Aid is to be – if deemed "necessary" – delivered to war-torn Gaza via private security companies, according to a decision by the Israeli security cabinet. The distribution will be controlled by the military.
In this way, Israel wants to prevent the deliveries from being handled or stolen by Hamas, writes the Israeli media. Israel has repeatedly claimed that Hamas embezzles food and other goods intended for civilians, which the extremist movement denies.
The UN criticizes the plan and states that it violates fundamental principles, according to reports. So do several international aid organizations.
Egeland critical
The plan goes completely against humanitarian principles, rages Norwegian NRC's Secretary-General Jan Egeland.
We cannot – and we will not – do anything that goes so fundamentally against humanitarian principles, he says to the news agency AFP.
According to Egeland, all UN agencies and international aid organizations have said no to participating in the Israeli plan.
When aid can begin to arrive to those in need, according to the Israeli plan, is unclear.
"They have enough"
Israel claims that there is currently enough food in Gaza. This is a statement that has been contradicted for weeks by a long list of organizations and UN agencies, which have warned of impending famine among Palestinians in Gaza.

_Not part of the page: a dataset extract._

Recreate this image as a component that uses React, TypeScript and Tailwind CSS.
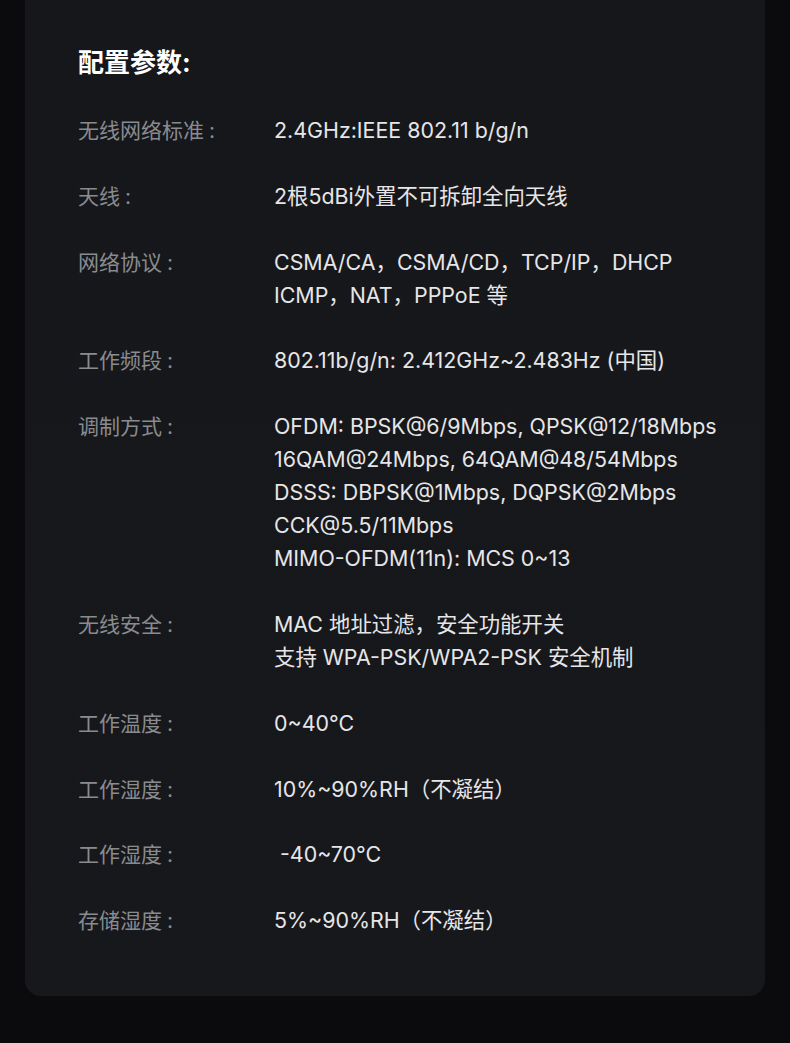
import React from "react";

const rows: { label: string; value: string[] }[] = [
  { label: "无线网络标准", value: ["2.4GHz:IEEE 802.11 b/g/n"] },
  { label: "天线", value: ["2根5dBi外置不可拆卸全向天线"] },
  { label: "网络协议", value: ["CSMA/CA，CSMA/CD，TCP/IP，DHCP", "ICMP，NAT，PPPoE 等"] },
  { label: "工作频段", value: ["802.11b/g/n: 2.412GHz~2.483Hz (中国)"] },
  {
    label: "调制方式",
    value: [
      "OFDM: BPSK@6/9Mbps, QPSK@12/18Mbps",
      "16QAM@24Mbps, 64QAM@48/54Mbps",
      "DSSS: DBPSK@1Mbps, DQPSK@2Mbps",
      "CCK@5.5/11Mbps",
      "MIMO-OFDM(11n): MCS 0~13",
    ],
  },
  { label: "无线安全", value: ["MAC 地址过滤，安全功能开关", "支持 WPA-PSK/WPA2-PSK 安全机制"] },
  { label: "工作温度", value: ["0~40℃"] },
  { label: "工作湿度", value: ["10%~90%RH（不凝结）"] },
  { label: "工作湿度", value: ["\u00a0-40~70℃"] },
  { label: "存储湿度", value: ["5%~90%RH（不凝结）"] },
];

export default function App() {
  return (
    <div
      className="min-h-[1043px] w-[790px] bg-[#0b0b0d] px-[25px] pb-[46px]"
      style={{ fontFamily: 'Inter, "Noto Sans CJK SC", sans-serif' }}
    >
      <div className="rounded-b-[16px] bg-gradient-to-b from-[#16171b] to-[#17181c] pl-[53px] pr-[20px] pt-[45px] pb-[59px]">
        <h2 className="text-[26px] font-bold leading-[36px] text-white">配置参数:</h2>
        <div className="mt-[33px] flex flex-col gap-[32.8px]">
          {rows.map((r, i) => (
            <div key={i} className="grid grid-cols-[196px_1fr]">
              <div className="text-[21px] leading-[33px] text-[#8a8b8f]">
                {r.label}
                <span className="ml-[5px]">:</span>
              </div>
              <div className="text-[21.4px] leading-[33px] text-[#e6e6e8]">
                {r.value.map((v, j) => (
                  <div key={j} className="whitespace-pre">{v}</div>
                ))}
              </div>
            </div>
          ))}
        </div>
      </div>
    </div>
  );
}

I do not understand why we must give them anything at all – they have enough food there. We should bomb Hamas' food warehouses, says the far-right Security Minister Itamar Ben-Gvir in the cabinet, according to the newspaper Haaretz.
Hamas condemns Israel's plan.
"We reject the use of aid as political blackmail and support the UN's stance against all arrangements that violate humanitarian principles", says the terrorist-listed movement in a statement and claims that Israel bears full responsibility for the humanitarian catastrophe in Gaza.